Fitzgerald was right when he said authors were bound to repeat a limited number of stories in various guises. This Hemingway collection, for example, contains fragments of what eventually became A Farewell to Arms—especially in “A Very Short Story” and “In Another Country” (and the latter title was one he considered for the novel itself). There are also pieces of what would become Green Hills of Africa, For Whom the Bell Tolls and The Old Man and The Sea. But there is none of the tedium of Fitzgerald’s repetition here—each variant in Hemingway is a different revelation, a new discovery of both literary and archeological fascination. It’s like walking in Jackson Pollock’s studio and recognizing the edges of great paintings on the floor.
Hemingway has more stories to tell because he looked for them obsessively and couldn’t sit still.

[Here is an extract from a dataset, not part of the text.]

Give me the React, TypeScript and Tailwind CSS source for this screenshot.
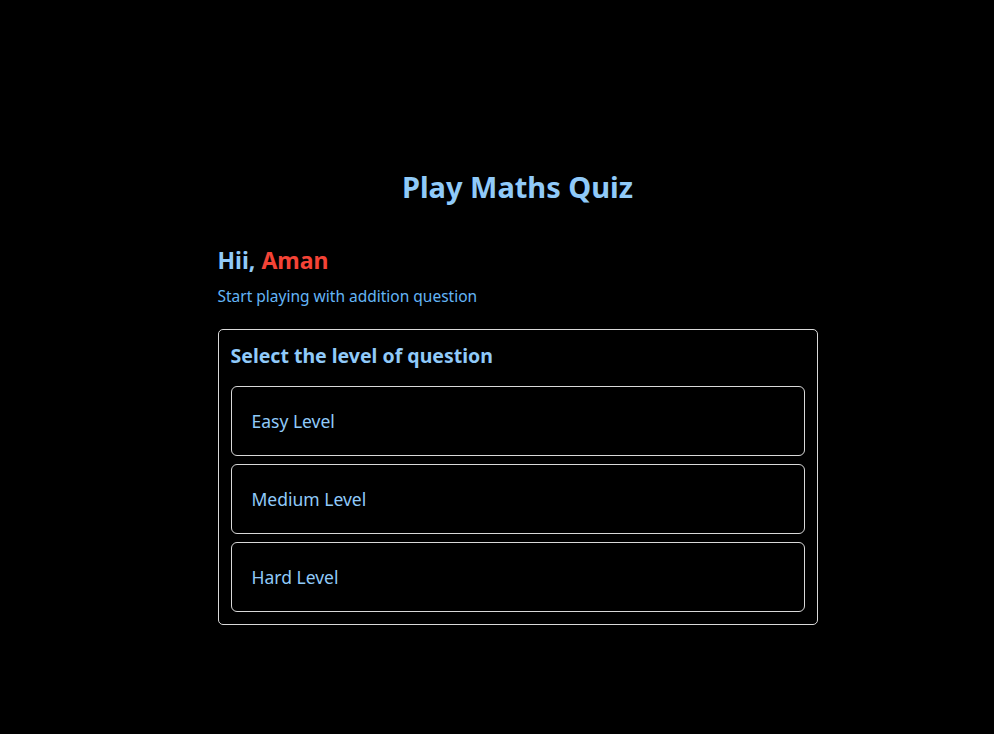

Though Fitzgerald spent years during the 1920s in Paris and Southern France, his world remained basically divided into America and Not America, and he knew much more about the former than he ever cared to learn about the latter. (Not necessarily a bad thing; Fitzgerald had the pulse of New York, whereas Hemingway couldn’t write about it all.)
By the time Hemingway wrote the latest story in this collection, in 1938, he had lived in, loved and come to know Paris, Milan, Madrid, Montreux (in Switzerland), Havana, Toronto and other places. He spoke French, Italian and Spanish; his German was decent. He learned enough Swahili to communicate with his guides and trackers when he hunted in Africa. Each of his experiences became a novel, but, before they did, they were stories. And many of the stories are as good or better.
“The Short Happy Life of Francis Macomber,” is the first story in the collection and also the best and finest short story I’ve ever read. Hemingway’s psychological acuity is on par with Fitzgerald’s, but manifests itself in the opposite way: In Fitzgerald, the woman always wins. In Hemingway, the man always wins—even if he has to die to do it. “Macomber” is precisely that: The triumph of the man, even in death, is what gives the story its remarkable charge.
Fitzgerald was liable to be sentimental, if he wasn’t on his guard. Hemingway hated sentimentality—he wanted to scorch, shoot, punch, stab and blast sentimentality to smithereens. His characters are less likely to feel sorry for themselves, and more likely to get down to business, no matter how ill-prepared they are: They pull things together, or they go down, but they don’t give up. “Fifty Grand,” a boxing story, is another exceptional masterpiece and a particular example.
Plenty has been written attacking Hemingway’s macho philosophy. Hemingway may not have been as good as his heroes, but it’s silly to think that he would be. He sometimes overdoes it. (And he uses far too many conjunctions and not enough commas.) More often than not, he’s exactly on the mark and wastes no time getting there. In an age where our high school English teachers tell their young men that it’s actually ok for them to cry, Hemingway helpfully reminds us that, no, it isn’t.
–
Prose: 8/10
Power: 10/10
Variety: 9/10
Overall Goodness Rating (OGR): 9/10
The Short Stories of Ernest Hemingway. Scribners, 1953. 499 pages.